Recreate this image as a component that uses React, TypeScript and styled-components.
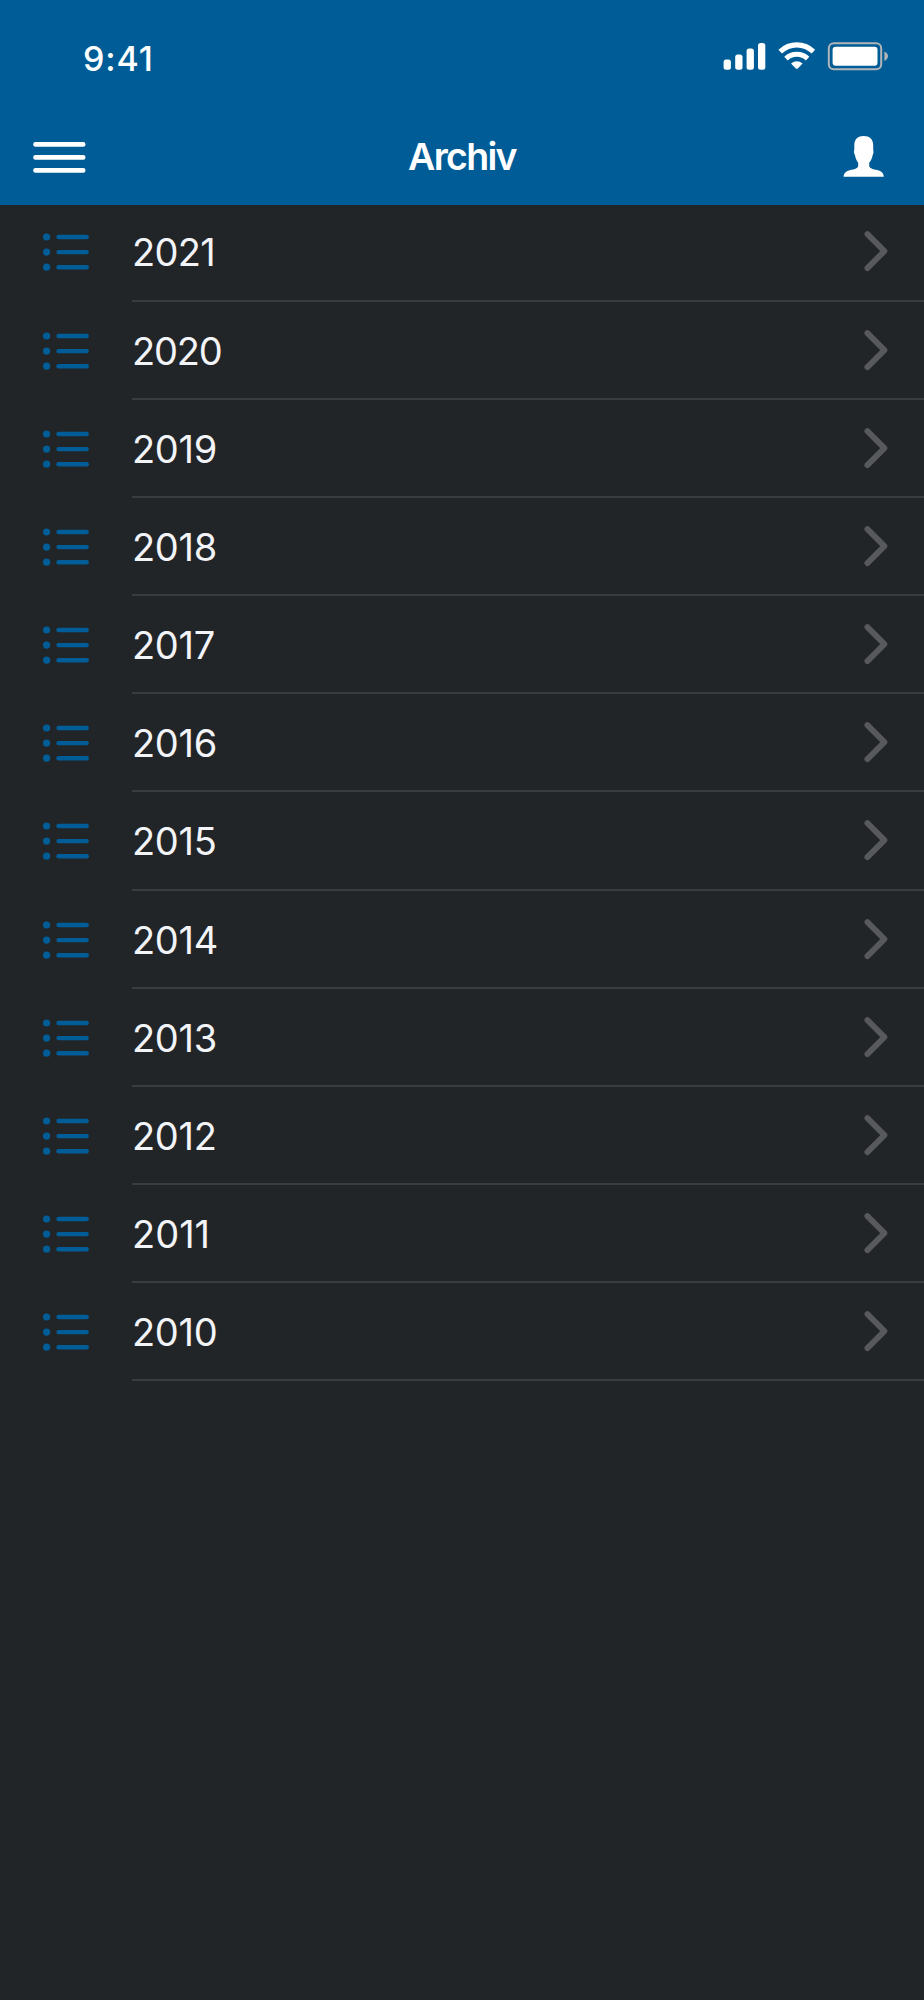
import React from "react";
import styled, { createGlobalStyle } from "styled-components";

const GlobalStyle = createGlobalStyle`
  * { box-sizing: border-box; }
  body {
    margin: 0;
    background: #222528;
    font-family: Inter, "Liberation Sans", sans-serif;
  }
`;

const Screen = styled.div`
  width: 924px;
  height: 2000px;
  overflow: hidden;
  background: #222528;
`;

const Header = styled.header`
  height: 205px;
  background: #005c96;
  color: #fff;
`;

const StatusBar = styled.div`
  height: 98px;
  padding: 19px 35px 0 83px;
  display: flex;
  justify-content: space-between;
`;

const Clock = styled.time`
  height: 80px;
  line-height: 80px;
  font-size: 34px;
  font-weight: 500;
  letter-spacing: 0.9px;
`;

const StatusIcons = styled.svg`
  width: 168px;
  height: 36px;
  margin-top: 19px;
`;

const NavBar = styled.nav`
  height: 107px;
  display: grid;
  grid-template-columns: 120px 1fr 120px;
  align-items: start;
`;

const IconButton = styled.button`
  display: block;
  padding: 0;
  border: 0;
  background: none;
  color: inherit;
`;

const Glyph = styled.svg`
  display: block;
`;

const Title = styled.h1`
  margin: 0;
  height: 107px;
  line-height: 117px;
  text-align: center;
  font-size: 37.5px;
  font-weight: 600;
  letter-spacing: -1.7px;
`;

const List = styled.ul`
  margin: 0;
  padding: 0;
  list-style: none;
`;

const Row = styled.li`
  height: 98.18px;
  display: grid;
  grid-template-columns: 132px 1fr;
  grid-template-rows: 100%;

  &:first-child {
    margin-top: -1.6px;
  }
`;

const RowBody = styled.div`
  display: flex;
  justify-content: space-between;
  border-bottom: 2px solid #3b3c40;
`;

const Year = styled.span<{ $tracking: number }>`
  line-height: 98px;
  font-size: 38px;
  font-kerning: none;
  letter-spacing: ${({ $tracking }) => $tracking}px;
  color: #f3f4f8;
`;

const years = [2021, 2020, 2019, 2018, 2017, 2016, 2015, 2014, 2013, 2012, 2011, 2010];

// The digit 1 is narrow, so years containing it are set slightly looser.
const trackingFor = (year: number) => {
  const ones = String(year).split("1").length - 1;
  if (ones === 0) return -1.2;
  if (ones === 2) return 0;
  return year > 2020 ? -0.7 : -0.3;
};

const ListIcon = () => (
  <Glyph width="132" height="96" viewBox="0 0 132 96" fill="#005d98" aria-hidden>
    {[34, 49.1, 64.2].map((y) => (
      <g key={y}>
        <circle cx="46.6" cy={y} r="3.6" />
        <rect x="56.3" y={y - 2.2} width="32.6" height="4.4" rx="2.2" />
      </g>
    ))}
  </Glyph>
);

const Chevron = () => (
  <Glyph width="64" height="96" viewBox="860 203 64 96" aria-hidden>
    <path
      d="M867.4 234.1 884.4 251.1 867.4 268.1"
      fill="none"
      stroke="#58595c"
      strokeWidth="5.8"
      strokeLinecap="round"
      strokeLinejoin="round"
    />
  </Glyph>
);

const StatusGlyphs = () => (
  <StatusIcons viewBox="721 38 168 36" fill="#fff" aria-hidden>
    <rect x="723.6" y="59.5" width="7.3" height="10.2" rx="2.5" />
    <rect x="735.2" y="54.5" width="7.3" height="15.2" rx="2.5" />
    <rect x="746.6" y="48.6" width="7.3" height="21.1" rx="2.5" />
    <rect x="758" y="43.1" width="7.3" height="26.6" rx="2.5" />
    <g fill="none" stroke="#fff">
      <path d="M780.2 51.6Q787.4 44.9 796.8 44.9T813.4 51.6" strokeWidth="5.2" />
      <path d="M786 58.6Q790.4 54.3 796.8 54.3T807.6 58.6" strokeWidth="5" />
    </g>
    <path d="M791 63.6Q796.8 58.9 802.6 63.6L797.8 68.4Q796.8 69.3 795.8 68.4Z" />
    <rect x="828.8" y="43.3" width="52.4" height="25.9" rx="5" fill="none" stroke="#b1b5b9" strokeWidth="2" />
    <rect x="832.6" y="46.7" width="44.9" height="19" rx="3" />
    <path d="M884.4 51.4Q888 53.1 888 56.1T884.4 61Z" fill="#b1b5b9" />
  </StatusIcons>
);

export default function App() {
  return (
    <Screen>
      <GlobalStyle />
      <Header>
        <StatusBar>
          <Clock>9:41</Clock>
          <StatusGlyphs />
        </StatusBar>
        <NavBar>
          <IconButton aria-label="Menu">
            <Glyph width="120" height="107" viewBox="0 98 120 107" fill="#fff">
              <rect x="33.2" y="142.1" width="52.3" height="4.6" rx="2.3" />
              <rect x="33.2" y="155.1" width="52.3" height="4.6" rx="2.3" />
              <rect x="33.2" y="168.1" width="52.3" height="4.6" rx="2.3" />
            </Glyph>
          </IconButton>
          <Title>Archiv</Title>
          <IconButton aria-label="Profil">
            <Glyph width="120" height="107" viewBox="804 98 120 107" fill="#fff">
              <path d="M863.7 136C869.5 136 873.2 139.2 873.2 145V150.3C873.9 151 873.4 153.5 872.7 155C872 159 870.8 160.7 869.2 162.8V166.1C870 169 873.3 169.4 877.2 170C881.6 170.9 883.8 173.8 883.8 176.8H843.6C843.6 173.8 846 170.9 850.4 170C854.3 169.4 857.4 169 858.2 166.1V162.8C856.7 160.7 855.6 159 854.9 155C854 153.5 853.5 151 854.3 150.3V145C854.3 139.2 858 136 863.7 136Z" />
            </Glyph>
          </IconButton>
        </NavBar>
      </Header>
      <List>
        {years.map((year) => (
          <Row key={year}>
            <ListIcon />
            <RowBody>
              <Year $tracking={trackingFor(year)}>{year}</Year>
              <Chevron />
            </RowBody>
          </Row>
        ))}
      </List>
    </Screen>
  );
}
___
▶ YOUR GOAL
Go through the listing above and pull out each line containing the word "React".

▶ RESPONSE
Recreate this image as a component that uses React, TypeScript and styled-components.
import React from "react";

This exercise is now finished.